If you've never done a systematic search for archival photos, well. It's a process. I took the training session twice, and still flopped around like a fish out of water doing this.
First you need to search our online database for photos - but only about 3-4% of the photos in the collection have been described individually (archivists say "at the item level"). So if you strike out there - or, in my case, found a couple of what you wanted, but wanted to see if there were more - you go to the paper finding aid for the collection.
Photos at LAC are organized by Accession. So we get a whole whack of photos from the Dept. of National Defence, e.g., and give it a number - in my case, the magic number was 1964-114, or, the 114th collection acquired in 1964.
For this fabled accession, there's a complicated finding aid, FA-22, a box full of ratty handwritten or typewritten or photocopied pages. I wanted the O-series - O for Ordinary, comprised of shots of the troops overseas doing, I suppose, ordinary things.
I suppose that most of what I found was actually reasonably ordinary. One or two photos of the xth battalion, buying oranges from French children. All the Non-Commissioned Officers from the nth battalion, a scarred field their backdrop: so many of them they are interchangeable in the camera's eye, pale skin and dark hats. A few men from another battalion are leaning back against the damp walls of the trenches, steely faced as a superior officer makes a brief visit. Few people mentioned by name.
In all of this, suddenly: Yvonne.
There wasn't another single page of the O-series that had this many ditto-marks. Yvonne, described as "the pretty railway gate keeper" the page before, was, I would say, hot shit for a war photographer at the front. As well as for a few of the other men from whatever unnamed battalions.
I could picture her - a thick rope of dark hair twisted and pinned at the neck. Swept off her face. High cheekbones in a pale oval face. Wide, dark eyes. Leaning on her crossing gate and staring with insouciance into the camera.

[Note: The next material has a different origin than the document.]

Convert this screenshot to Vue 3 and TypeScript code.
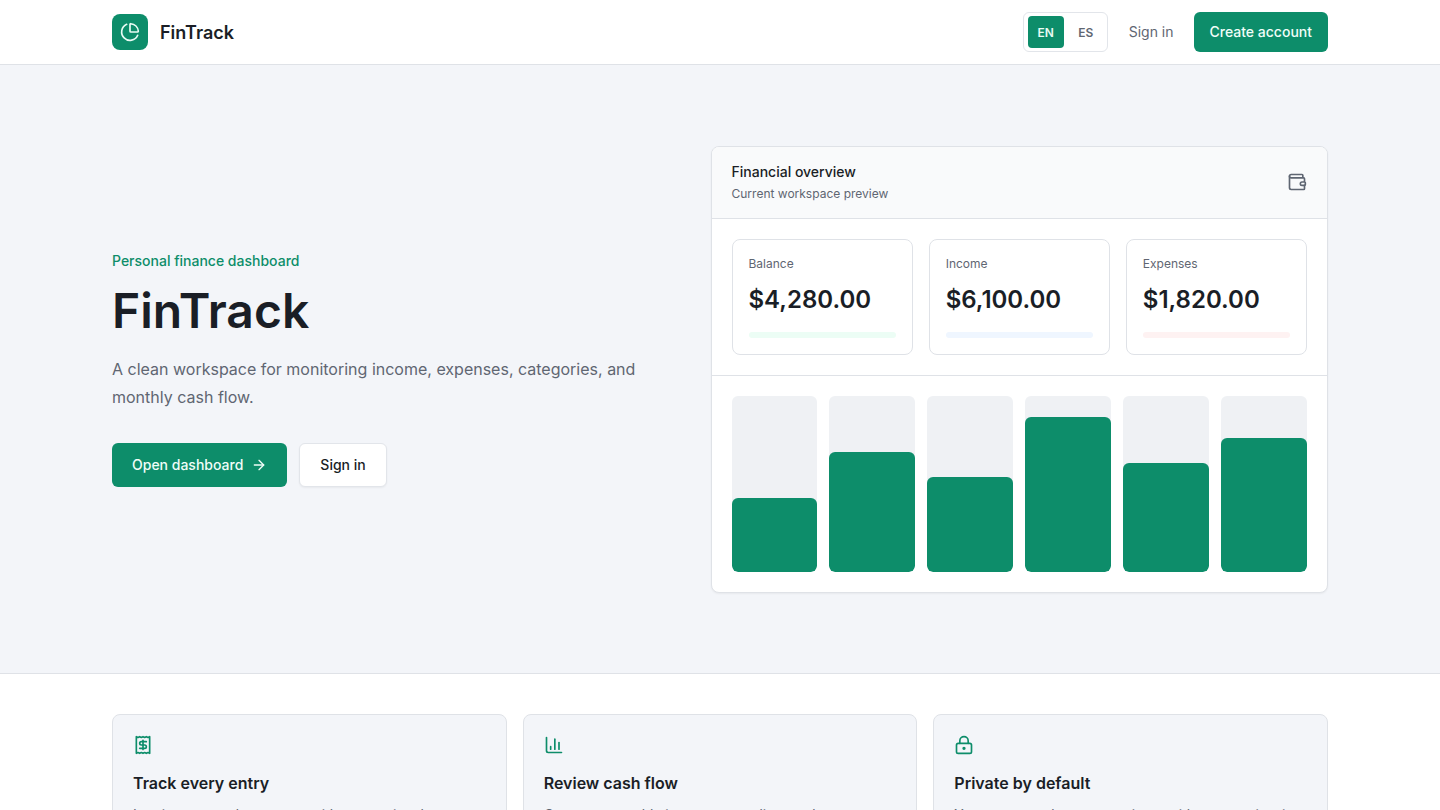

If I were interested in writing historical fiction, this would be a gold mine. What was Yvonne like? Was she really that pretty? How many men went to visit her in a day? Did she like the attention? What does a railway crossing gate keeper - pretty or no - do? Is pretty then the same as pretty now? Was she sad when the war was over and the men went home? Was she relieved to hear no more clumsy Canadian accents and choppy French? What was her family like? Did she live with her parents? Did the men compete for her attention, hoping for a few kind words, a bright smile in the midst of death, boredom and filth.